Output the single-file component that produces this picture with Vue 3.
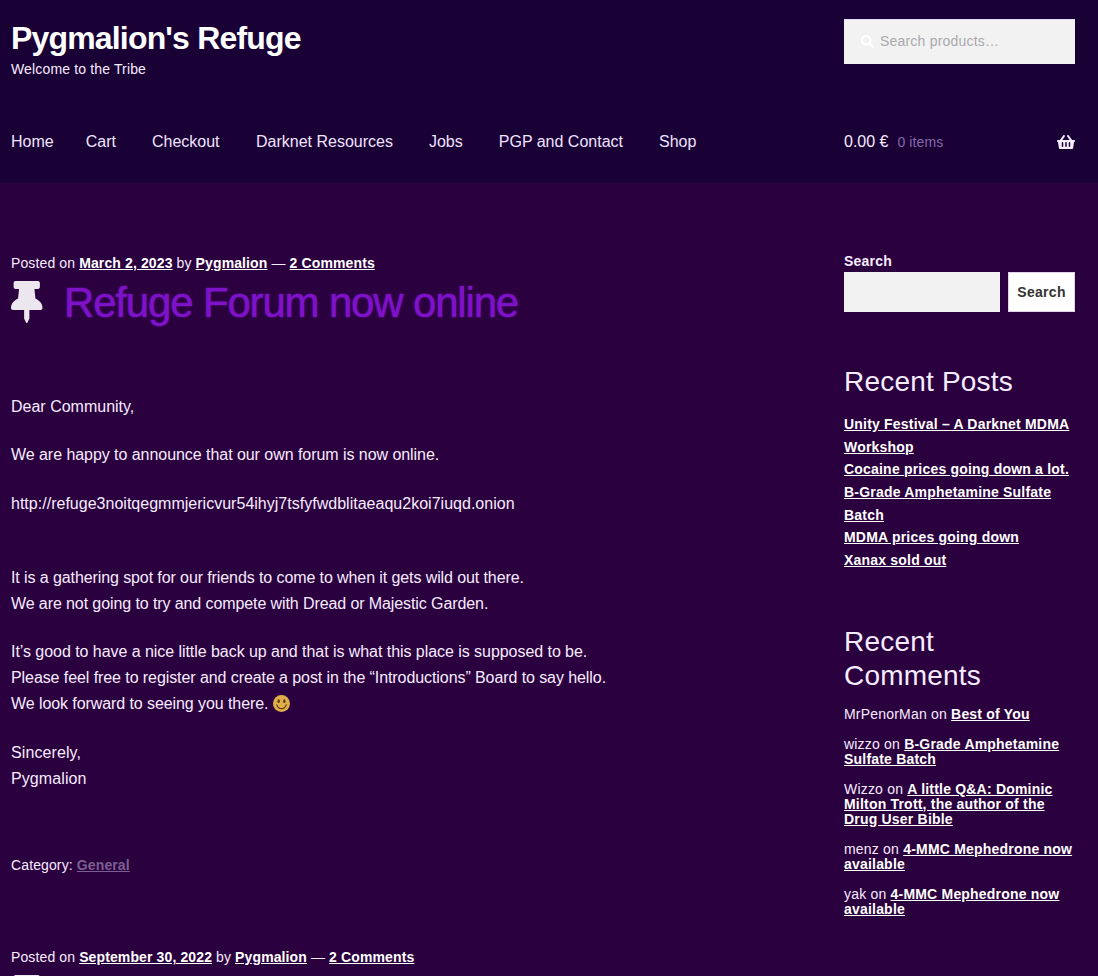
<script setup>
const nav = [
  { label: 'Home', gap: 32 },
  { label: 'Cart', gap: 36 },
  { label: 'Checkout', gap: 36.5 },
  { label: 'Darknet Resources', gap: 36 },
  { label: 'Jobs', gap: 36 },
  { label: 'PGP and Contact', gap: 36 },
  { label: 'Shop', gap: 0 },
]
const recentPosts = [
  'Unity Festival – A Darknet MDMA Workshop',
  'Cocaine prices going down a lot.',
  'B-Grade Amphetamine Sulfate Batch',
  'MDMA prices going down',
  'Xanax sold out',
]
const recentComments = [
  { who: 'MrPenorMan', post: 'Best of You' },
  { who: 'wizzo', post: 'B-Grade Amphetamine Sulfate Batch' },
  { who: 'Wizzo', post: 'A little Q&A: Dominic Milton Trott, the author of the Drug User Bible' },
  { who: 'menz', post: '4-MMC Mephedrone now available' },
  { who: 'yak', post: '4-MMC Mephedrone now available' },
]
const pin = 'M298.028 214.267L285.793 96H328c13.255 0 24-10.745 24-24V24c0-13.255-10.745-24-24-24H56C42.745 0 32 10.745 32 24v48c0 13.255 10.745 24 24 24h42.207L85.972 214.267C37.465 236.82 0 277.261 0 328c0 13.255 10.745 24 24 24h136v104.007c0 1.242.289 2.467.845 3.578l24 48c2.941 5.882 11.364 5.893 14.311 0l24-48a8.008 8.008 0 0 0 .845-3.578V352h136c13.255 0 24-10.745 24-24-.001-51.183-37.983-91.42-85.973-113.733z'
</script>

<template>
  <div class="page">
    <header class="site-header">
      <div class="branding-row">
        <div class="branding">
          <div class="site-title">Pygmalion's Refuge</div>
          <div class="tagline">Welcome to the Tribe</div>
        </div>
        <div class="product-search">
          <svg class="search-icon" viewBox="0 0 512 512"><path fill="#ffffff" d="M505 442.7L405.3 343c-4.5-4.5-10.6-7-17-7H372c27.6-35.3 44-79.7 44-128C416 93.1 322.9 0 208 0S0 93.1 0 208s93.1 208 208 208c48.3 0 92.7-16.4 128-44v16.3c0 6.4 2.5 12.5 7 17l99.7 99.7c9.4 9.4 24.6 9.4 33.9 0l28.3-28.3c9.4-9.4 9.4-24.6.1-34zM208 336c-70.7 0-128-57.2-128-128 0-70.7 57.2-128 128-128 70.7 0 128 57.2 128 128 0 70.7-57.2 128-128 128z"/></svg>
          <span>Search products…</span>
        </div>
      </div>
      <div class="nav-row">
        <nav class="main-nav">
          <a v-for="item in nav" :key="item.label" :style="{ marginRight: item.gap + 'px' }">{{ item.label }}</a>
        </nav>
        <div class="cart">
          <span class="amount">0.00 €</span>
          <span class="count">0 items</span>
          <svg class="basket" viewBox="0 0 576 512"><path fill="#f6ecff" d="M576 216v16c0 13.255-10.745 24-24 24h-8l-26.113 182.788C514.509 462.435 494.257 480 470.37 480H105.63c-23.887 0-44.139-17.565-47.518-41.212L32 256h-8c-13.255 0-24-10.745-24-24v-16c0-13.255 10.745-24 24-24h67.341l106.78-146.821c10.395-14.292 30.407-17.453 44.701-7.058 14.293 10.395 17.453 30.408 7.058 44.701L170.477 192h235.046L326.12 82.821c-10.395-14.292-7.234-34.306 7.059-44.701 14.291-10.395 34.306-7.235 44.701 7.058L484.659 192H552c13.255 0 24 10.745 24 24zM312 392V280c0-13.255-10.745-24-24-24s-24 10.745-24 24v112c0 13.255 10.745 24 24 24s24-10.745 24-24zm112 0V280c0-13.255-10.745-24-24-24s-24 10.745-24 24v112c0 13.255 10.745 24 24 24s24-10.745 24-24zm-224 0V280c0-13.255-10.745-24-24-24s-24 10.745-24 24v112c0 13.255 10.745 24 24 24s24-10.745 24-24z"/></svg>
        </div>
      </div>
    </header>

    <div class="content">
      <main class="posts">
        <article class="post">
          <div class="meta">Posted on <a>March 2, 2023</a> by <a>Pygmalion</a> — <a>2 Comments</a></div>
          <div class="title-row">
            <svg class="pin" viewBox="0 0 384 512"><path fill="#ece6ee" :d="pin"/></svg>
            <h1>Refuge Forum now online</h1>
          </div>
          <div class="body">
            <p>Dear Community,</p>
            <p class="tight-s">We are happy to announce that our own forum is now online.</p>
            <p class="wide-s">http://refuge3noitqegmmjericvur54ihyj7tsfyfwdblitaeaqu2koi7iuqd.onion<br><br></p>
            <p class="tight">It is a gathering spot for our friends to come to when it gets wild out there.<br>We are not going to try and compete with Dread or Majestic Garden.</p>
            <p class="tight-m"><span class="tight-s">It’s good to have a nice little back up and that is what this place is supposed to be.</span><br>Please feel free to register and create a post in the “Introductions” Board to say hello.<br>We look forward to seeing you there. <svg class="smile" viewBox="0 0 36 36"><circle cx="18" cy="18" r="18" fill="#ffcc4d"/><ellipse cx="12" cy="13" rx="2.5" ry="4" fill="#664500"/><ellipse cx="24" cy="13" rx="2.5" ry="4" fill="#664500"/><path d="M8 21c2 6 6 8 10 8s8-2 10-8" fill="none" stroke="#664500" stroke-width="2.5" stroke-linecap="round"/></svg></p>
            <p class="wide">Sincerely,<br>Pygmalion</p>
          </div>
          <div class="category">Category: <a>General</a></div>
        </article>
        <article class="post second">
          <div class="meta">Posted on <a>September 30, 2022</a> by <a>Pygmalion</a> — <a>2 Comments</a></div>
          <div class="title-row">
            <svg class="pin" viewBox="0 0 384 512"><path fill="#ece6ee" :d="pin"/></svg>
          </div>
        </article>
      </main>

      <aside class="sidebar">
        <div class="widget search-widget">
          <label>Search</label>
          <div class="search-form">
            <div class="search-input"></div>
            <button type="button">Search</button>
          </div>
        </div>
        <div class="widget">
          <h2>Recent Posts</h2>
          <ul class="post-list">
            <li v-for="p in recentPosts" :key="p"><a>{{ p }}</a></li>
          </ul>
        </div>
        <div class="widget">
          <h2>Recent Comments</h2>
          <ul class="comment-list">
            <li v-for="c in recentComments" :key="c.who">{{ c.who }} on <a>{{ c.post }}</a></li>
          </ul>
        </div>
      </aside>
    </div>
  </div>
</template>

<style>
html, body {
  margin: 0;
  height: 976px;
  overflow: hidden;
  background: #2b003e;
}
</style>

<style scoped>
.page {
  font-family: "Liberation Sans", Arial, sans-serif;
  color: #f6ecff;
  font-size: 16px;
  line-height: 1.618;
}
a {
  color: #ffffff;
  font-weight: 700;
  text-decoration: underline;
}
.site-header {
  background: #190035;
  height: 183px;
  box-sizing: border-box;
  padding: 19px 23px 0 11px;
}
.branding-row {
  display: flex;
  justify-content: space-between;
  height: 101px;
}
.site-title {
  font-size: 32px;
  font-weight: 700;
  letter-spacing: -0.83px;
  line-height: 38px;
  color: #ffffff;
}
.tagline {
  font-size: 14px;
  line-height: 24px;
  letter-spacing: 0.15px;
}
.product-search {
  width: 231px;
  height: 45px;
  box-sizing: border-box;
  background: #f2f2f2;
  border-top: 1px solid #e8dcf5;
  display: flex;
  align-items: center;
  padding: 0 0 2px 17px;
  font-size: 14px;
  color: #a9a9ad;
  letter-spacing: 0.2px;
}
.search-icon {
  width: 13px;
  height: 13px;
  margin-right: 6px;
}
.nav-row {
  display: flex;
  justify-content: space-between;
  align-items: center;
  height: 44px;
}
.main-nav a {
  font-weight: 400;
  text-decoration: none;
  color: #f0e4ff;
}
.cart {
  width: 231px;
  display: flex;
  align-items: center;
}
.amount {
  color: #f6ecff;
}
.count {
  margin-left: 9px;
  font-size: 14px;
  color: #8868aa;
  letter-spacing: 0.1px;
}
.basket {
  margin-left: auto;
  width: 18px;
  height: 16px;
}
.content {
  display: flex;
  justify-content: space-between;
  padding: 67px 23px 0 11px;
}
.posts {
  width: 800px;
}
.meta {
  font-size: 14px;
  line-height: 26px;
  letter-spacing: 0.12px;
}
.title-row {
  display: flex;
  align-items: center;
  height: 52px;
}
.pin {
  width: 31.5px;
  height: 42px;
  margin-right: 21.5px;
}
h1 {
  margin: 0;
  padding-top: 2px;
  font-size: 42px;
  font-weight: 400;
  line-height: 52px;
  letter-spacing: -1.17px;
  color: #7d12c8;
  text-shadow: 0 0 2px #7d12c8;
}
.body {
  margin-top: 65.6px;
  width: 640px;
}
.body p {
  margin: 0 0 22.65px;
}
.tight {
  letter-spacing: -0.095px;
}
.tight-m {
  letter-spacing: -0.08px;
}
.tight-s {
  letter-spacing: -0.05px;
}
.wide-s {
  letter-spacing: 0.015px;
}
.wide {
  letter-spacing: 0.1px;
}
.smile {
  width: 17px;
  height: 17px;
  vertical-align: -3px;
  opacity: 0.85;
}
.category {
  font-size: 14px;
  margin-top: 63px;
  line-height: 22px;
  letter-spacing: 0.12px;
}
.category a {
  color: #7a5f92;
}
.second {
  margin-top: 68px;
}
.sidebar {
  width: 231px;
  font-size: 14px;
  letter-spacing: 0.2px;
}
.search-widget label {
  display: block;
  font-weight: 700;
  line-height: 22px;
}
.search-form {
  display: flex;
  justify-content: space-between;
}
.search-input {
  width: 156px;
  height: 40px;
  background: #f2f2f2;
}
button {
  width: 67px;
  height: 40px;
  border: 1px solid #e4d3ee;
  background: #ffffff;
  color: #333333;
  font: 700 14px "Liberation Sans", Arial, sans-serif;
  letter-spacing: 0.3px;
  padding: 0;
}
h2 {
  margin: 0;
  font-size: 28px;
  font-weight: 400;
  line-height: 34px;
  letter-spacing: 0.2px;
  color: #f6ecff;
}
.widget + .widget {
  margin-top: 53px;
}
.post-list, .comment-list {
  list-style: none;
  margin: 0;
  padding: 0;
}
.post-list {
  margin-top: 14px;
  line-height: 22.65px;
}
.comment-list {
  margin-top: 14px;
  line-height: 15px;
}
.comment-list li + li {
  margin-top: 15px;
}
</style>
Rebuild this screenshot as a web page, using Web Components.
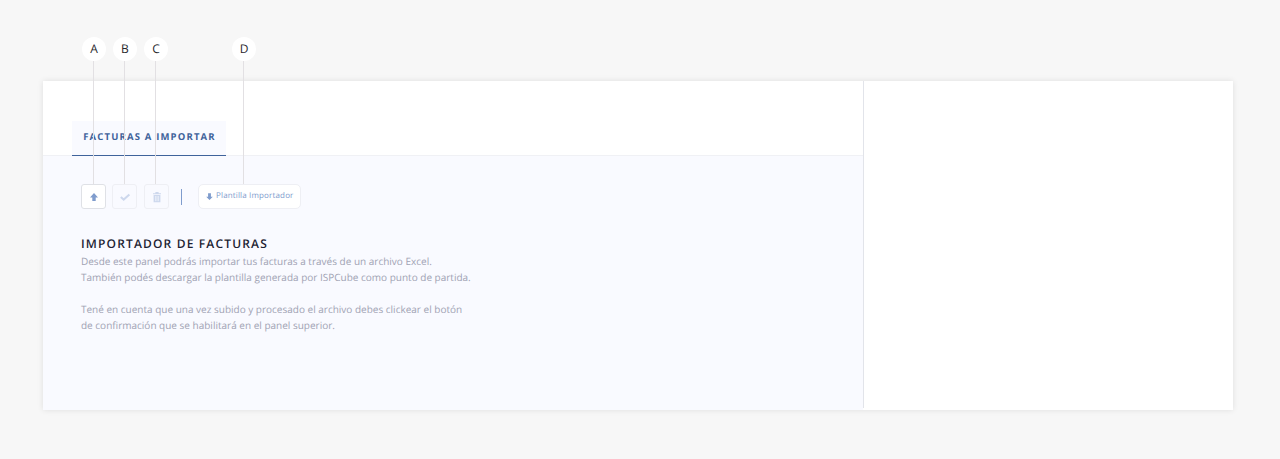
<!DOCTYPE html>
<html lang="es">
<head>
<meta charset="utf-8">
<title>Importador de facturas</title>
<style>
    html, body { margin: 0; height: 100%; }
    body {
        background: #f7f7f7;
        font-family: "Open Sans", "Liberation Sans", sans-serif;
        text-rendering: geometricPrecision;
        overflow: hidden;
    }
    import-screen .sep { display: block; width: 1px; height: 16px; margin: 0 10px 0 6px; background: #7f9ccd; }
</style>
</head>
<body>
<import-screen>
    <tool-button slot="tools" kind="upload" active></tool-button>
    <tool-button slot="tools" kind="check"></tool-button>
    <tool-button slot="tools" kind="trash"></tool-button>
    <span slot="tools" class="sep"></span>
    <tool-button slot="tools" kind="download">Plantilla Importador</tool-button>
    <info-text slot="content" heading="Importador de facturas">
        <p>Desde este panel podrás importar tus facturas a través de un archivo Excel.<br>También podés descargar la plantilla generada por ISPCube como punto de partida.</p>
        <p>Tené en cuenta que una vez subido y procesado el archivo debes clickear el botón<br>de confirmación que se habilitará en el panel superior.</p>
    </info-text>
    <call-out slot="marks" letter="A" x="94"></call-out>
    <call-out slot="marks" letter="B" x="125"></call-out>
    <call-out slot="marks" letter="C" x="156"></call-out>
    <call-out slot="marks" letter="D" x="244"></call-out>
</import-screen>

<script>
(function() {
    "use strict";

    const icons = {
        upload: '<path d="M6 2 L10 6.4 H7.7 V10 H4.3 V6.4 H2 Z" fill="currentColor"/>',
        download: '<path d="M6 10.8 L10.4 6.2 H7.9 V1.6 H4.1 V6.2 H1.6 Z" fill="currentColor"/>',
        check: '<path d="M1.8 6 L4.7 8.6 L10.4 3.4" fill="none" stroke="currentColor" stroke-width="2"/>',
        trash: '<path d="M2 2.2 H4.4 V1 H7.6 V2.2 H10 V3.3 H2 Z M2.6 4 H9.4 V11.2 H2.6 Z" fill="currentColor"/><path d="M4.6 5 V10.2 M6 5 V10.2 M7.4 5 V10.2" stroke="#f9faff" stroke-width=".6"/>'
    };

    class ToolButton extends HTMLElement {
        constructor() {
            super();
            const kind = this.getAttribute('kind');
            this.attachShadow({mode: 'open'}).innerHTML = `
                <style>
                    :host {
                        display: inline-flex;
                        align-items: center;
                        justify-content: center;
                        box-sizing: border-box;
                        height: 25px;
                        width: 25px;
                        border: 1px solid #eeeff4;
                        border-radius: 3px;
                        color: #cdd8ed;
                        background: #f9faff;
                    }
                    :host([active]) {
                        background: #fff;
                        border-color: #dfe1e6;
                        color: #7f9ccd;
                    }
                    :host([kind="trash"]) { margin-left: 1px; }
                    :host([kind="download"]) {
                        background: #fff;
                        border-radius: 5px;
                        color: #7f9ccd;
                        justify-content: flex-start;
                        padding: 0 6px;
                        gap: 2px;
                        width: 103px;
                    }
                    svg { width: 12px; height: 12px; flex: none; }
                    :host([kind="download"]) svg { width: 9px; height: 9px; }
                    span {
                        font-size: 8px;
                        line-height: 12px;
                        letter-spacing: .15px;
                        margin-top: -1px;
                        color: #7f9ccd;
                        white-space: nowrap;
                    }
                </style>
                <svg viewBox="0 0 12 12">${icons[kind]}</svg><span><slot></slot></span>`;
        }
    }

    class InfoText extends HTMLElement {
        constructor() {
            super();
            this.attachShadow({mode: 'open'}).innerHTML = `
                <style>
                    :host { display: block; }
                    h2 {
                        margin: 0 0 1px;
                        font-size: 12px;
                        line-height: 16px;
                        font-weight: 600;
                        letter-spacing: 1.16px;
                        text-transform: uppercase;
                        color: #1d1f33;
                    }
                    ::slotted(p) {
                        margin: 0 0 16px;
                        font-size: 10px;
                        line-height: 16px;
                        color: #a0a2b3;
                    }
                </style>
                <h2>${this.getAttribute('heading')}</h2>
                <slot></slot>`;
        }
    }

    // lettered marker that hangs over the screen, x is the centre of the dot
    class CallOut extends HTMLElement {
        constructor() {
            super();
            this.attachShadow({mode: 'open'}).innerHTML = `
                <style>
                    :host {
                        position: absolute;
                        top: 37px;
                        width: 24px;
                        margin-left: -12px;
                        left: ${this.getAttribute('x')}px;
                        z-index: 2;
                    }
                    .dot {
                        width: 24px;
                        height: 24px;
                        border-radius: 50%;
                        background: #fff;
                        color: #26262b;
                        font-size: 12px;
                        line-height: 24px;
                        text-align: center;
                    }
                    .stem {
                        width: 1px;
                        height: 123px;
                        margin-left: 11px;
                        background: #e2e0e3;
                    }
                </style>
                <div class="dot">${this.getAttribute('letter')}</div>
                <div class="stem"></div>`;
        }
    }

    class ImportScreen extends HTMLElement {
        constructor() {
            super();
            this.attachShadow({mode: 'open'}).innerHTML = `
                <style>
                    :host {
                        display: block;
                        box-sizing: border-box;
                        height: 459px;
                        padding: 81px 47px 49px 43px;
                    }
                    .card {
                        display: flex;
                        height: 329px;
                        background: #fff;
                        box-shadow: 0 0 6px rgba(0, 0, 0, .1);
                    }
                    .main {
                        width: 820px;
                        display: flex;
                        flex-direction: column;
                        margin-bottom: 2px;
                        border-right: 1px solid #e2e4ea;
                    }
                    .tabs {
                        height: 75px;
                        box-sizing: border-box;
                        padding: 40px 0 0 29px;
                        border-bottom: 1px solid #f0f1f5;
                        display: flex;
                    }
                    .tab {
                        width: 154px;
                        height: 35px;
                        box-sizing: border-box;
                        background: #f9faff;
                        border-bottom: 1px solid #3f639b;
                        color: #3f639b;
                        font-size: 9.5px;
                        font-weight: 700;
                        letter-spacing: 1.17px;
                        line-height: 32px;
                        padding-left: 1px;
                        text-align: center;
                        text-transform: uppercase;
                    }
                    .body {
                        flex: 1;
                        background: #f9faff;
                        padding: 28px 38px 0;
                        margin-bottom: -2px;
                    }
                    .tools {
                        display: flex;
                        align-items: center;
                        gap: 6px;
                        height: 25px;
                        margin-bottom: 27px;
                    }
                </style>
                <slot name="marks"></slot>
                <div class="card">
                    <div class="main">
                        <div class="tabs"><div class="tab">Facturas a importar</div></div>
                        <div class="body">
                            <div class="tools"><slot name="tools"></slot></div>
                            <slot name="content"></slot>
                        </div>
                    </div>
                </div>`;
        }
    }

    window.customElements.define('tool-button', ToolButton);
    window.customElements.define('info-text', InfoText);
    window.customElements.define('call-out', CallOut);
    window.customElements.define('import-screen', ImportScreen);
})();
</script>
</body>
</html>
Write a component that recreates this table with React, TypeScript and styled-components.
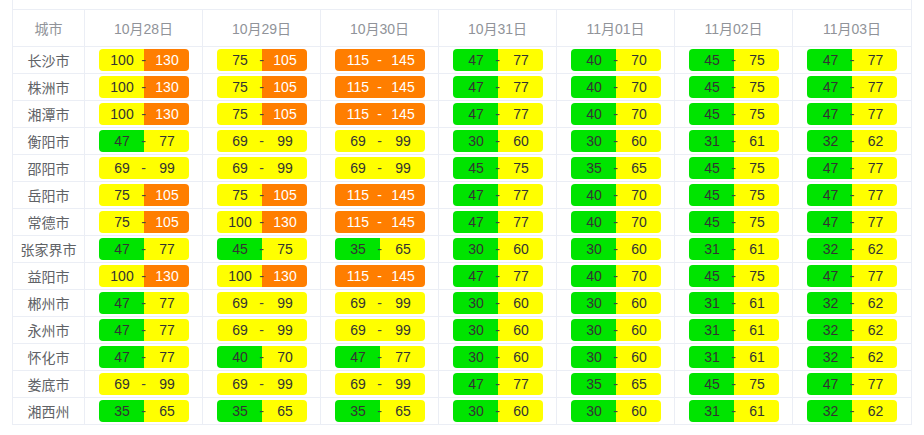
════════════════════
● **Aim**
Return each line of the data that contains the string "page".

● **Solution to this problem**
  <div class="page">
.page {
Rebuild this screenshot as a web page, using Web Components.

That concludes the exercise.